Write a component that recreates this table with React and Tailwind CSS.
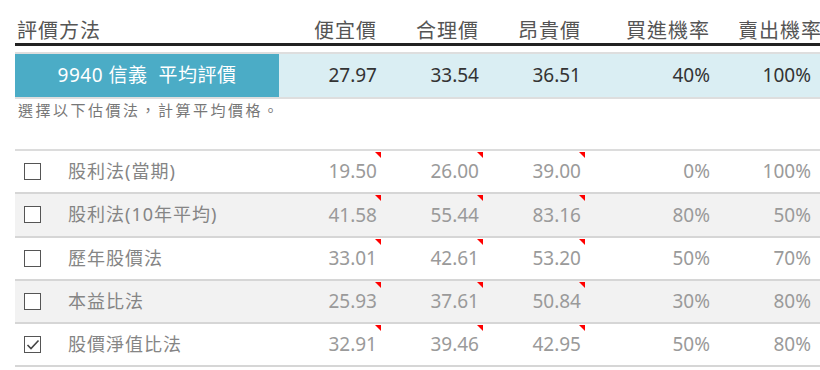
import React from 'react';

const cols = 'grid grid-cols-[264px_102px_102px_102px_129px_101px]';

const rows = [
  { name: '股利法(當期)', cheap: '19.50', fair: '26.00', high: '39.00', buy: '0%', sell: '100%', checked: false },
  { name: '股利法(10年平均)', cheap: '41.58', fair: '55.44', high: '83.16', buy: '80%', sell: '50%', checked: false },
  { name: '歷年股價法', cheap: '33.01', fair: '42.61', high: '53.20', buy: '50%', sell: '70%', checked: false },
  { name: '本益比法', cheap: '25.93', fair: '37.61', high: '50.84', buy: '30%', sell: '80%', checked: false },
  { name: '股價淨值比法', cheap: '32.91', fair: '39.46', high: '42.95', buy: '50%', sell: '80%', checked: true },
];

function Flag() {
  // Excel style comment marker in the top-right corner
  return (
    <span className="absolute top-[1px] right-0 w-0 h-0 border-t-[6px] border-l-[6px] border-t-[#ff0000] border-l-transparent" />
  );
}

function Checkbox({ checked }) {
  return (
    <span className="w-[17px] h-[17px] border-[1.5px] border-[#555] bg-white flex items-center justify-center">
      {checked && (
        <svg width="14" height="14" viewBox="0 0 14 14" fill="none">
          <path d="M1.5 7 L5 10.5 L12.5 2.5" stroke="#444" strokeWidth="1.6" />
        </svg>
      )}
    </span>
  );
}

export default function App() {
  return (
    <div
      className="w-[820px] h-[370px] overflow-hidden bg-white"
      style={{ fontFamily: '"Noto Sans", "Noto Sans CJK TC", sans-serif' }}
    >
      <div className="ml-[15px] w-[815px]">
        {/* Header */}
        <div className={`${cols} h-[43px] items-end text-[20px] leading-[24px] tracking-[1px] text-[#555]`}>
          <div className="pl-[2px]">評價方法</div>
          <div className="text-right pr-[4px]">便宜價</div>
          <div className="text-right pr-[4px]">合理價</div>
          <div className="text-right pr-[4px]">昂貴價</div>
          <div className="text-right pr-[4px]">買進機率</div>
          <div className="whitespace-nowrap pl-[24px]">賣出機率</div>
        </div>
        <div className="h-[3px] bg-[#222]" />

        {/* Average row */}
        <div className={`${cols} mt-[6px] h-[47px] border-y-2 border-[#dedede] bg-[#daeef3] items-center text-[19px] text-[#333]`}>
          <div className="h-full bg-[#4bacc6] text-white flex items-center justify-center tracking-[0.5px]">
            9940 信義&nbsp;&nbsp;平均評價
          </div>
          <div className="text-right pr-[4px]">27.97</div>
          <div className="text-right pr-[4px]">33.54</div>
          <div className="text-right pr-[4px]">36.51</div>
          <div className="text-right pr-[4px]">40%</div>
          <div className="text-right pr-[4px]">100%</div>
        </div>

        <div className="mt-[1px] pl-[3px] text-[15px] leading-[20px] tracking-[2.5px] text-[#777]">
          選擇以下估價法，計算平均價格。
        </div>
        <div className="h-[29px]" />

        {/* Method rows */}
        <div className="border-t-2 border-[#dcdcdc]">
          {rows.map((r, i) => (
            <div
              key={r.name}
              className={`${cols} h-[43.25px] border-b-2 border-[#d6d6d6] items-center text-[19px] ${i % 2 === 1 ? 'bg-[#f2f2f2]' : 'bg-white'}`}
            >
              <div className="flex items-center pl-[9px] text-[18px] text-[#858585] tracking-[1px]">
                <Checkbox checked={r.checked} />
                <span className="ml-[27px]">{r.name}</span>
              </div>
              <div className="relative h-full flex items-center justify-end pr-[4px] text-[#9a9a9a]">
                <Flag />
                {r.cheap}
              </div>
              <div className="relative h-full flex items-center justify-end pr-[4px] text-[#9a9a9a]">
                <Flag />
                {r.fair}
              </div>
              <div className="relative h-full flex items-center justify-end pr-[4px] text-[#9a9a9a]">
                <Flag />
                {r.high}
              </div>
              <div className="text-right pr-[4px] text-[#9a9a9a]">{r.buy}</div>
              <div className="text-right pr-[4px] text-[#9a9a9a]">{r.sell}</div>
            </div>
          ))}
        </div>
      </div>
    </div>
  );
}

Your instructions. Copy the material shown above in full and exactly. Skip the pictures.

Right answer.
Write a component that recreates this table with React and Tailwind CSS.
import React from 'react';

const cols = 'grid grid-cols-[264px_102px_102px_102px_129px_101px]';

const rows = [
  { name: '股利法(當期)', cheap: '19.50', fair: '26.00', high: '39.00', buy: '0%', sell: '100%', checked: false },
  { name: '股利法(10年平均)', cheap: '41.58', fair: '55.44', high: '83.16', buy: '80%', sell: '50%', checked: false },
  { name: '歷年股價法', cheap: '33.01', fair: '42.61', high: '53.20', buy: '50%', sell: '70%', checked: false },
  { name: '本益比法', cheap: '25.93', fair: '37.61', high: '50.84', buy: '30%', sell: '80%', checked: false },
  { name: '股價淨值比法', cheap: '32.91', fair: '39.46', high: '42.95', buy: '50%', sell: '80%', checked: true },
];

function Flag() {
  // Excel style comment marker in the top-right corner
  return (
    <span className="absolute top-[1px] right-0 w-0 h-0 border-t-[6px] border-l-[6px] border-t-[#ff0000] border-l-transparent" />
  );
}

function Checkbox({ checked }) {
  return (
    <span className="w-[17px] h-[17px] border-[1.5px] border-[#555] bg-white flex items-center justify-center">
      {checked && (
        <svg width="14" height="14" viewBox="0 0 14 14" fill="none">
          <path d="M1.5 7 L5 10.5 L12.5 2.5" stroke="#444" strokeWidth="1.6" />
        </svg>
      )}
    </span>
  );
}

export default function App() {
  return (
    <div
      className="w-[820px] h-[370px] overflow-hidden bg-white"
      style={{ fontFamily: '"Noto Sans", "Noto Sans CJK TC", sans-serif' }}
    >
      <div className="ml-[15px] w-[815px]">
        {/* Header */}
        <div className={`${cols} h-[43px] items-end text-[20px] leading-[24px] tracking-[1px] text-[#555]`}>
          <div className="pl-[2px]">評價方法</div>
          <div className="text-right pr-[4px]">便宜價</div>
          <div className="text-right pr-[4px]">合理價</div>
          <div className="text-right pr-[4px]">昂貴價</div>
          <div className="text-right pr-[4px]">買進機率</div>
          <div className="whitespace-nowrap pl-[24px]">賣出機率</div>
        </div>
        <div className="h-[3px] bg-[#222]" />

        {/* Average row */}
        <div className={`${cols} mt-[6px] h-[47px] border-y-2 border-[#dedede] bg-[#daeef3] items-center text-[19px] text-[#333]`}>
          <div className="h-full bg-[#4bacc6] text-white flex items-center justify-center tracking-[0.5px]">
            9940 信義&nbsp;&nbsp;平均評價
          </div>
          <div className="text-right pr-[4px]">27.97</div>
          <div className="text-right pr-[4px]">33.54</div>
          <div className="text-right pr-[4px]">36.51</div>
          <div className="text-right pr-[4px]">40%</div>
          <div className="text-right pr-[4px]">100%</div>
        </div>

        <div className="mt-[1px] pl-[3px] text-[15px] leading-[20px] tracking-[2.5px] text-[#777]">
          選擇以下估價法，計算平均價格。
        </div>
        <div className="h-[29px]" />

        {/* Method rows */}
        <div className="border-t-2 border-[#dcdcdc]">
          {rows.map((r, i) => (
            <div
              key={r.name}
              className={`${cols} h-[43.25px] border-b-2 border-[#d6d6d6] items-center text-[19px] ${i % 2 === 1 ? 'bg-[#f2f2f2]' : 'bg-white'}`}
            >
              <div className="flex items-center pl-[9px] text-[18px] text-[#858585] tracking-[1px]">
                <Checkbox checked={r.checked} />
                <span className="ml-[27px]">{r.name}</span>
              </div>
              <div className="relative h-full flex items-center justify-end pr-[4px] text-[#9a9a9a]">
                <Flag />
                {r.cheap}
              </div>
              <div className="relative h-full flex items-center justify-end pr-[4px] text-[#9a9a9a]">
                <Flag />
                {r.fair}
              </div>
              <div className="relative h-full flex items-center justify-end pr-[4px] text-[#9a9a9a]">
                <Flag />
                {r.high}
              </div>
              <div className="text-right pr-[4px] text-[#9a9a9a]">{r.buy}</div>
              <div className="text-right pr-[4px] text-[#9a9a9a]">{r.sell}</div>
            </div>
          ))}
        </div>
      </div>
    </div>
  );
}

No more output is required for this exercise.